Drittens kann die Bundesregierung die Kontrolle des Exports von Rüstungsgütern verbessern. Dazu ist eine Doppelstrategie geeignet, die ein nationales Rüstungsexportgesetz mit Bemühungen für striktere Kontrollen auf internationaler Ebene, insbesondere bei der EU, verbindet. Vorrangiges Ziel sollte es sein, in Zukunft Exporte an Regime zu verhindern, die Menschenrechte massiv verletzen, Kriege gegen die eigene Bevölkerung oder Angriffskriege führen oder die sich an Rüstungsbeschaffungen bereichern. Dieses Ziel ließe sich umso eher erreichen, je größer der Kreis der Exporteure ist, die darauf verpflichtet werden. Aber schon auf EU-Ebene gibt es starke Widerstände gegen eine stärkere Rüstungsexportkontrolle, die vor allem in Frankreich auch in den nächsten Jahren nicht kleiner werden dürften, nicht zuletzt um das Scheitern des U-Boot-Geschäfts mit Australien zu kompensieren. Um eine restriktivere Rüstungsexportkontrolle zumindest für Exporte aus Deutschland verbindlich festzuschreiben, bedarf es eines neuen Gesetzes, das bestehende Lücken und Unklarheiten beseitigt und den Genehmigungsbehörden klare Vorgaben macht. Ein striktes deutsches Rüstungsexportgesetz würde die deutschen Bemühungen auf EU-Ebene unterstützen. Der Verzicht auf ein nationales Gesetz könnte dagegen am Ende der Legislaturperiode dazu führen, dass sowohl auf deutscher wie auf EU-Ebene alles so bleibt wie gehabt.

Ein striktes deutsches Rüstungsexportgesetz würde die Bemühungen auf EU-Ebene unterstützen.

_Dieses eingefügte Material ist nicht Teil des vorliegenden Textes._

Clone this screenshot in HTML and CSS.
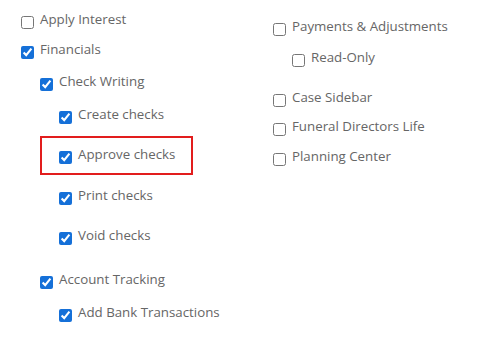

Um Erfolg zu haben, muss die von den möglichen Koalitionären angekündigte Abrüstungsoffensive integraler Bestandteil der Außen- und Sicherheitspolitik sein. Sie sollte bei der Analyse aller Problemlagen von Anfang an mitgedacht werden und nicht, wie allzu oft in der Vergangenheit, lediglich als Ergänzung und Feigenblatt dienen. Die Palette rüstungskontrollpolitischer Instrumente ist groß. Sie reicht von Regelungen zur Cybersicherheit bis hin zu einem umfassenden Verbot von Atomwaffen, das von effektiven Verifikationsmaßnahmen begleitet wird. Die neue Bundesregierung sollte diesen Instrumentenkasten nun auch wirklich nutzen.